The surprise is that this hasn't happened sooner -- and that it was prompted by Collins herself after Chrissie Hynde said Collins' My Father was one of her favourite songs . . . and Hynde's piano-backed treatment is a highlight here.

I doubt Collins had much difficulty finding these others who admire her songwriting skills for her songs often have narrative-driven, emotionally deep lyrics which must appeal to the likes of fellow songsmith Jimmy Webb (always an acquired taste as a singer and his over-wrought version of Fallow Way here won't be persuasive), Amy Speace, Joan Baez and Parton (whose countryfied version of Fisherman's Song may take a little getting used to but is ultimately fun in this somewhat soul-baring context).

High points are many but among them are Speace's take on the moving title track, the Webb Sisters (Cohen's singers) on Fortune of Soldiers, Jim Lauderdale getting in to Easy Times ("easy times come hard for me") and the unexpectedly techno-backed Che by James Mudriczki (whose vocals are extraordinary and give Antony a run for his money in the soaring-fragility stakes).

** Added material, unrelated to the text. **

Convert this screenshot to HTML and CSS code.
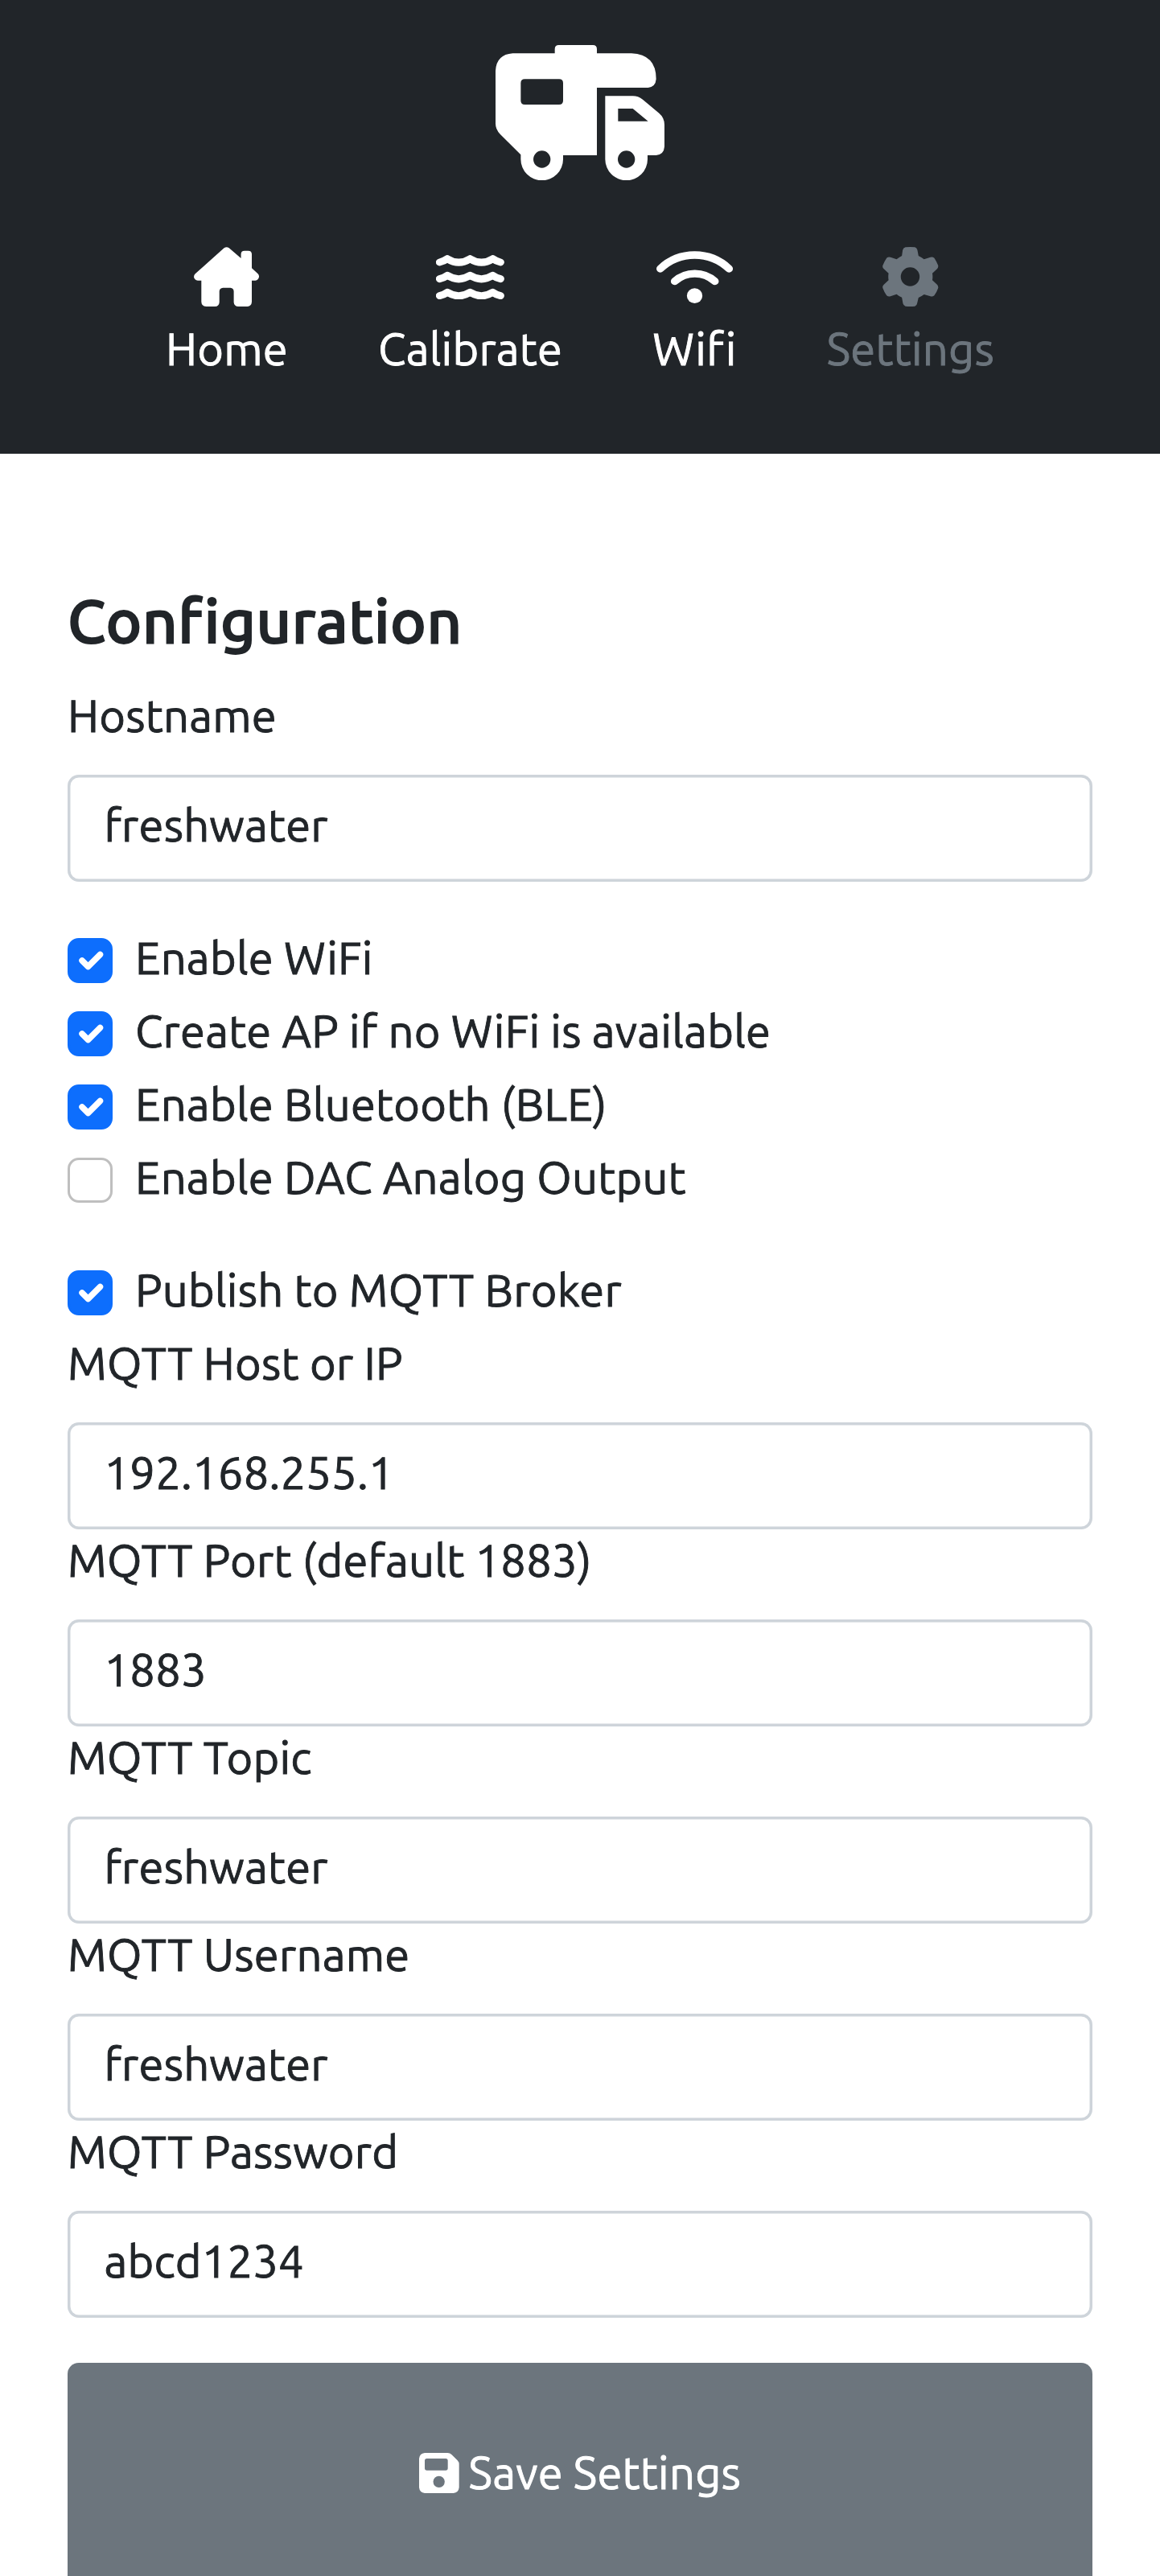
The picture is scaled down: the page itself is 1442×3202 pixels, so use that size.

And of course Cohen who takes out the 15 tracks with a spoken word treatment of Since You've Asked.

However Bernadette Peters going the whole Broadway/Phantom on Trust Your Heart -- which leads into the Webb track -- might have you leaping for the fast-forward just after the mid-point.

Those aside, this is fine tribute to a singer-songwriter who has largely, and unfairly, been consigned to a footnote when people speak of Sixties folk. That there is a song here about Sarajevo reminds you that Collins has still beeen crafting her moving songs while we were mostly looking the other way.

Time to get locate a copy of Collins' Wildflowers album of 67.